■ Exercise task
Quote the records in full and leave their pictures out.

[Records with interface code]
-=-=-
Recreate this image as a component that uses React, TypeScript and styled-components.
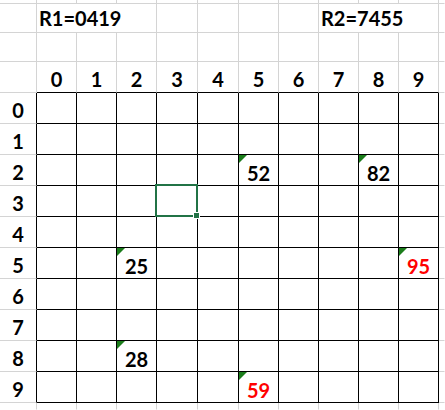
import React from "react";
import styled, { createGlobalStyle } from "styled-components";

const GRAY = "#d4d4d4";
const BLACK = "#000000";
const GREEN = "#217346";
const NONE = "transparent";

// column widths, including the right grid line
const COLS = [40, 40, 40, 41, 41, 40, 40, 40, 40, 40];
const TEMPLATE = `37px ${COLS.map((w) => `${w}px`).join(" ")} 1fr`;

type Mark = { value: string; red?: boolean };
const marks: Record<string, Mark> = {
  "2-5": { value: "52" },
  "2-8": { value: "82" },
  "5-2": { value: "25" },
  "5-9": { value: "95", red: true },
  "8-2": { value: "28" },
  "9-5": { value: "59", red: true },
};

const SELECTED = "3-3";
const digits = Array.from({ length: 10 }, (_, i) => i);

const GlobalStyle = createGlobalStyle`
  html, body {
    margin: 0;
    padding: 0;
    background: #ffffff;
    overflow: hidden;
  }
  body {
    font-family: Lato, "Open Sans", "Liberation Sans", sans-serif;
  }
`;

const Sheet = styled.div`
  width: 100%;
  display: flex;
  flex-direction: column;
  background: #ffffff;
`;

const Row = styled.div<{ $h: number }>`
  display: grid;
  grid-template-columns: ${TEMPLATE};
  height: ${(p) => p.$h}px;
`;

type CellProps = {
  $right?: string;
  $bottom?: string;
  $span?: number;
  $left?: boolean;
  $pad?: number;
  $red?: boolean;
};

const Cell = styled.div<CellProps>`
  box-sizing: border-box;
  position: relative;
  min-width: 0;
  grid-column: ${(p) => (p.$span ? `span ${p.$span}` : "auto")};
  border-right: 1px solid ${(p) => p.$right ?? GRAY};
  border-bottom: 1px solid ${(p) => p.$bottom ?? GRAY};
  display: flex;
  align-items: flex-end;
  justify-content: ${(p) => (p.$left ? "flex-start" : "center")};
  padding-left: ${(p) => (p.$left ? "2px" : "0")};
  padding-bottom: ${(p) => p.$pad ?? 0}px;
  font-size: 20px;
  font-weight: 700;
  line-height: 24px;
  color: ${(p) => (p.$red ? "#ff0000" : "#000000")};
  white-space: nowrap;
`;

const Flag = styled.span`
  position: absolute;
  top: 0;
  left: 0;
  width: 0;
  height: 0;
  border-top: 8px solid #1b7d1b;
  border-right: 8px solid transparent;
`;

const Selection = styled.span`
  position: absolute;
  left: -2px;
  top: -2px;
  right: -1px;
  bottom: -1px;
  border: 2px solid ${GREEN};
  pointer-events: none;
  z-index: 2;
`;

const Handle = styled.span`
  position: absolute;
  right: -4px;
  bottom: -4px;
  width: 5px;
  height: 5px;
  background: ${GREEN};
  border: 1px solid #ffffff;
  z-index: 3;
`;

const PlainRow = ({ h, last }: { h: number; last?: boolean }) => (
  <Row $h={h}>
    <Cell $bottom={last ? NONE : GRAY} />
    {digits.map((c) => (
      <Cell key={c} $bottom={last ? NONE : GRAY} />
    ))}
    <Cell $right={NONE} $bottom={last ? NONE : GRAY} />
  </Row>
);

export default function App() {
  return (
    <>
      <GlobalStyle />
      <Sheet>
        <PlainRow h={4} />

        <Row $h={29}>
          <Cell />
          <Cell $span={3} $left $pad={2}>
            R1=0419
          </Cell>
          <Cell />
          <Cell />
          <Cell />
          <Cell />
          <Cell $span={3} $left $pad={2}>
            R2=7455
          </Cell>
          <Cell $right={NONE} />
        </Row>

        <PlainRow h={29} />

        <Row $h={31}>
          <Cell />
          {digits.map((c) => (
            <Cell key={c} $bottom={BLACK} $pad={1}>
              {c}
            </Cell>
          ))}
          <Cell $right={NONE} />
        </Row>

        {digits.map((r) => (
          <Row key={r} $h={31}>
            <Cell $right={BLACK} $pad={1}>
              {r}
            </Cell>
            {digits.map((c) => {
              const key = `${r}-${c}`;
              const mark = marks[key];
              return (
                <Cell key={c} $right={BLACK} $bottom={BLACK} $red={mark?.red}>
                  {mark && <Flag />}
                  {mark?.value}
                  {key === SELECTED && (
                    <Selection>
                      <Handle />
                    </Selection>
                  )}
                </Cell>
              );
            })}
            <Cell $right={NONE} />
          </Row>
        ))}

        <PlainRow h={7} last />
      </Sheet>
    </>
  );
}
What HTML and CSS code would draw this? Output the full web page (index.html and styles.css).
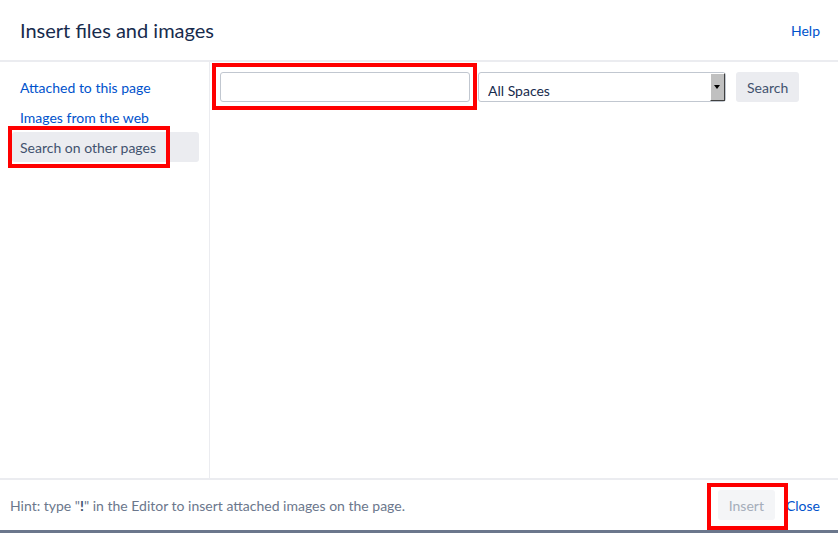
-=-=-
■ Task solution
Recreate this image as a component that uses React, TypeScript and styled-components.
import React from "react";
import styled, { createGlobalStyle } from "styled-components";

const GRAY = "#d4d4d4";
const BLACK = "#000000";
const GREEN = "#217346";
const NONE = "transparent";

// column widths, including the right grid line
const COLS = [40, 40, 40, 41, 41, 40, 40, 40, 40, 40];
const TEMPLATE = `37px ${COLS.map((w) => `${w}px`).join(" ")} 1fr`;

type Mark = { value: string; red?: boolean };
const marks: Record<string, Mark> = {
  "2-5": { value: "52" },
  "2-8": { value: "82" },
  "5-2": { value: "25" },
  "5-9": { value: "95", red: true },
  "8-2": { value: "28" },
  "9-5": { value: "59", red: true },
};

const SELECTED = "3-3";
const digits = Array.from({ length: 10 }, (_, i) => i);

const GlobalStyle = createGlobalStyle`
  html, body {
    margin: 0;
    padding: 0;
    background: #ffffff;
    overflow: hidden;
  }
  body {
    font-family: Lato, "Open Sans", "Liberation Sans", sans-serif;
  }
`;

const Sheet = styled.div`
  width: 100%;
  display: flex;
  flex-direction: column;
  background: #ffffff;
`;

const Row = styled.div<{ $h: number }>`
  display: grid;
  grid-template-columns: ${TEMPLATE};
  height: ${(p) => p.$h}px;
`;

type CellProps = {
  $right?: string;
  $bottom?: string;
  $span?: number;
  $left?: boolean;
  $pad?: number;
  $red?: boolean;
};

const Cell = styled.div<CellProps>`
  box-sizing: border-box;
  position: relative;
  min-width: 0;
  grid-column: ${(p) => (p.$span ? `span ${p.$span}` : "auto")};
  border-right: 1px solid ${(p) => p.$right ?? GRAY};
  border-bottom: 1px solid ${(p) => p.$bottom ?? GRAY};
  display: flex;
  align-items: flex-end;
  justify-content: ${(p) => (p.$left ? "flex-start" : "center")};
  padding-left: ${(p) => (p.$left ? "2px" : "0")};
  padding-bottom: ${(p) => p.$pad ?? 0}px;
  font-size: 20px;
  font-weight: 700;
  line-height: 24px;
  color: ${(p) => (p.$red ? "#ff0000" : "#000000")};
  white-space: nowrap;
`;

const Flag = styled.span`
  position: absolute;
  top: 0;
  left: 0;
  width: 0;
  height: 0;
  border-top: 8px solid #1b7d1b;
  border-right: 8px solid transparent;
`;

const Selection = styled.span`
  position: absolute;
  left: -2px;
  top: -2px;
  right: -1px;
  bottom: -1px;
  border: 2px solid ${GREEN};
  pointer-events: none;
  z-index: 2;
`;

const Handle = styled.span`
  position: absolute;
  right: -4px;
  bottom: -4px;
  width: 5px;
  height: 5px;
  background: ${GREEN};
  border: 1px solid #ffffff;
  z-index: 3;
`;

const PlainRow = ({ h, last }: { h: number; last?: boolean }) => (
  <Row $h={h}>
    <Cell $bottom={last ? NONE : GRAY} />
    {digits.map((c) => (
      <Cell key={c} $bottom={last ? NONE : GRAY} />
    ))}
    <Cell $right={NONE} $bottom={last ? NONE : GRAY} />
  </Row>
);

export default function App() {
  return (
    <>
      <GlobalStyle />
      <Sheet>
        <PlainRow h={4} />

        <Row $h={29}>
          <Cell />
          <Cell $span={3} $left $pad={2}>
            R1=0419
          </Cell>
          <Cell />
          <Cell />
          <Cell />
          <Cell />
          <Cell $span={3} $left $pad={2}>
            R2=7455
          </Cell>
          <Cell $right={NONE} />
        </Row>

        <PlainRow h={29} />

        <Row $h={31}>
          <Cell />
          {digits.map((c) => (
            <Cell key={c} $bottom={BLACK} $pad={1}>
              {c}
            </Cell>
          ))}
          <Cell $right={NONE} />
        </Row>

        {digits.map((r) => (
          <Row key={r} $h={31}>
            <Cell $right={BLACK} $pad={1}>
              {r}
            </Cell>
            {digits.map((c) => {
              const key = `${r}-${c}`;
              const mark = marks[key];
              return (
                <Cell key={c} $right={BLACK} $bottom={BLACK} $red={mark?.red}>
                  {mark && <Flag />}
                  {mark?.value}
                  {key === SELECTED && (
                    <Selection>
                      <Handle />
                    </Selection>
                  )}
                </Cell>
              );
            })}
            <Cell $right={NONE} />
          </Row>
        ))}

        <PlainRow h={7} last />
      </Sheet>
    </>
  );
}
What HTML and CSS code would draw this? Output the full web page (index.html and styles.css).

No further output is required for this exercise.